I took a year off after high school. Well, I don’t know whether “year off” is the appropriate phrase, as I spent that year waitressing 70 hours a week, but the point is, I was almost twenty by the time I went away to college. At the time, this seemed a positively geriatric age to be when embarking on post-secondary education. I developed a bit of a complex—a Jaleesa Complex.
If you retain as much useless information as I do, you will remember that Jaleesa was one of Denise Huxtable’s roommates on A Different World. She was older. Much older. As in divorced, and subtly unhip. While Denise and the Marisa Tomei character–and even the emotionally constipated Whitley—wore youthful outfits often involving leggings or suspenders (or both!), Jaleesa was larger, with short hair she probably liked because it didn’t need styling. While Denise flitted around campus in some hammer-pants/dashiki combo, Jaleesa stayed home to study–even the absurdly spectacled Dwayne Wayne seemed to pity her.

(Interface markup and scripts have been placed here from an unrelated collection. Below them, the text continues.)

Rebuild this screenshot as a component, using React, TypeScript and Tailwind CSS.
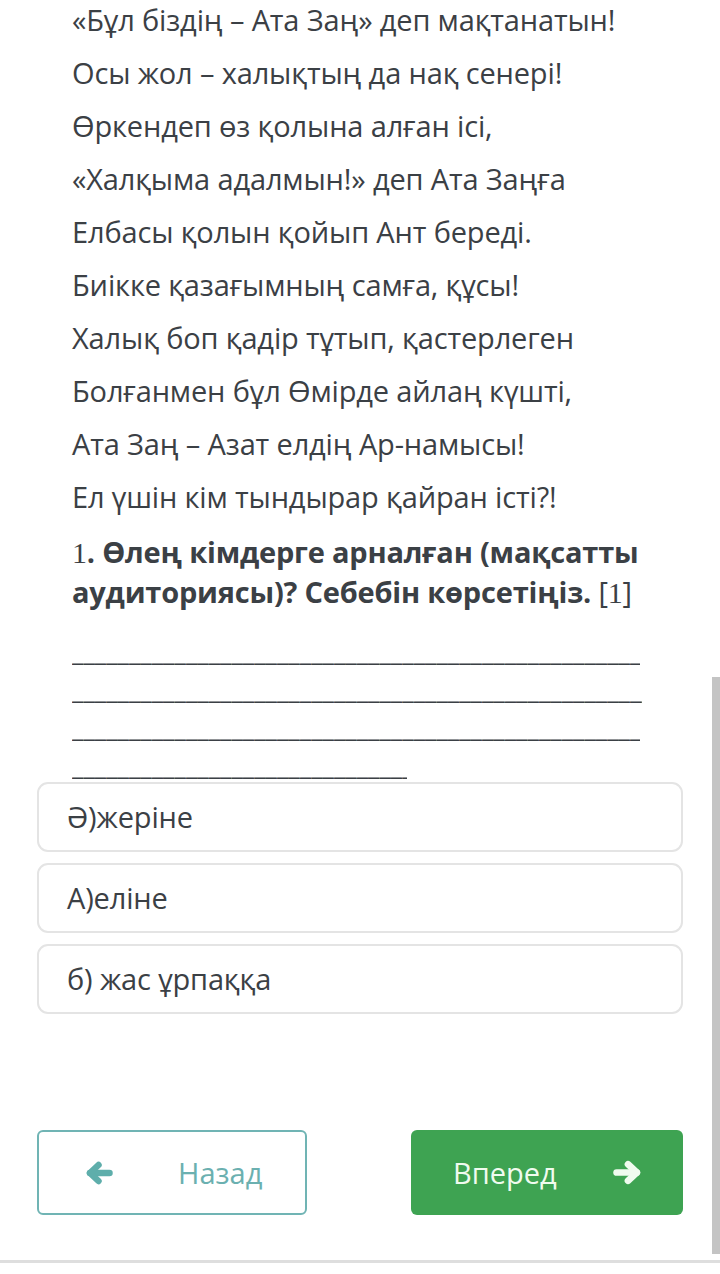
const poem = [
  "«Бұл біздің – Ата Заң» деп мақтанатын!",
  "Осы жол – халықтың да нақ сенері!",
  "Өркендеп өз қолына алған ісі,",
  "«Халқыма адалмын!» деп Ата Заңға",
  "Елбасы қолын қойып Ант береді.",
  "Биікке қазағымның самға, құсы!",
  "Халық боп қадір тұтып, қастерлеген",
  "Болғанмен бұл Өмірде айлаң күшті,",
  "Ата Заң – Азат елдің Ар-намысы!",
  "Ел үшін кім тындырар қайран істі?!",
];

const options = ["Ә)жеріне", "А)еліне", "б) жас ұрпаққа"];

// widths of the four answer blanks
const blanks = [568, 570, 568, 335];

function ChunkyArrow({ dir, className }: { dir: "left" | "right"; className?: string }) {
  return (
    <svg
      viewBox="0 0 28 24"
      className={`${className ?? ""} ${dir === "right" ? "-scale-x-100" : ""}`}
      fill="none"
      stroke="currentColor"
      strokeWidth={6.5}
      strokeLinecap="round"
      strokeLinejoin="round"
    >
      <path d="M5 12H24.5" />
      <path d="M13.5 4L5 12L13.5 20" />
    </svg>
  );
}

export default function App() {
  return (
    <div className="relative w-[720px] h-[1274px] overflow-hidden bg-white font-['Open_Sans',sans-serif] text-[#3b4045]">
      <div className="px-[37px]">
        <div className="pl-[35px] -mt-[7px]">
          {poem.map((line) => (
            <p key={line} className="text-[29px] leading-[53px] tracking-[-0.15px] whitespace-nowrap">
              {line}
            </p>
          ))}
          <p className="mt-[9px] text-[29px] leading-[39px] font-bold tracking-[-0.2px]">
            <span className="font-['Liberation_Serif',serif] font-normal text-[30px]">1</span>. Өлең кімдерге арналған (мақсатты аудиториясы)? Себебін көрсетіңіз.{" "}
            <span className="font-normal">
              [<span className="font-['Liberation_Serif',serif] text-[30px]">1</span>]
            </span>
          </p>
          <div className="mt-[20px] flex flex-col">
            {blanks.map((w, i) => (
              <div
                key={i}
                style={{ width: w }}
                className="overflow-hidden whitespace-nowrap text-[26px] leading-[38px] h-[38px]"
              >
                {"_".repeat(60)}
              </div>
            ))}
          </div>
        </div>

        <div className="-mt-[2px] flex flex-col gap-[11px]">
          {options.map((o) => (
            <div
              key={o}
              className="h-[70px] rounded-[11px] border-2 border-[#e4e4e4] pl-[28px] flex items-center text-[29px] tracking-[-0.15px]"
            >
              {o}
            </div>
          ))}
        </div>

        <div className="mt-[116px] flex justify-between">
          <button className="w-[270px] h-[85px] rounded-[6px] border-2 border-[#70b4b4] flex items-center text-[#6bb0b0] text-[29px]">
            <ChunkyArrow dir="left" className="ml-[46px] w-[28px] h-[24px] text-[#5eaeab]" />
            <span className="ml-[65px]">Назад</span>
          </button>
          <button className="w-[272px] h-[85px] rounded-[6px] bg-[#3ea352] flex items-center text-[#f0fbef] text-[29px]">
            <span className="ml-[42px]">Вперед</span>
            <ChunkyArrow dir="right" className="ml-[56px] w-[29px] h-[25px]" />
          </button>
        </div>
      </div>

      <div className="absolute right-0 top-[677px] h-[577px] w-[8px] bg-[#c4c4c4]" />
      <div className="absolute left-0 right-0 top-[1260px] h-[3px] bg-[#dedede]" />
    </div>
  );
}
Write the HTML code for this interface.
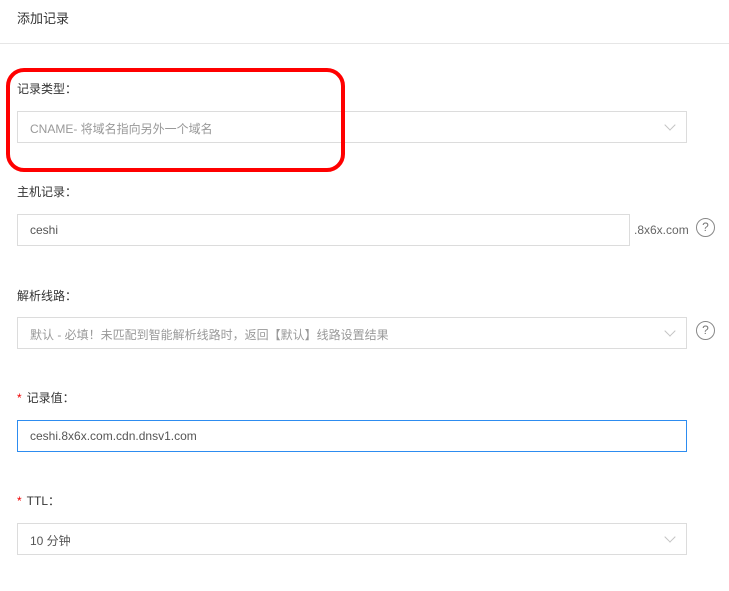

Sure, Jaleesa was part of their crowd, but somehow she was always more den mother than partner in crime, and I was certain I was destined to follow in the footsteps of her flat, sensible shoes.
Coupled with my love of reading and vaudevillian sense of humor, surely my age would render me ever-so-slightly out-of-step with my peers.

Age was again one of my concerns when I decided to return to college now, seven years later. The idea of discussing my study plans with a passel of smooth-skinned teens who were just discovering such potentially irritating topics as Marxism and French feminists—well, it doesn’t appeal to me. If Ignorance is never discussing Foucault with someone for whom I could have babysat, than truly, it is Bliss.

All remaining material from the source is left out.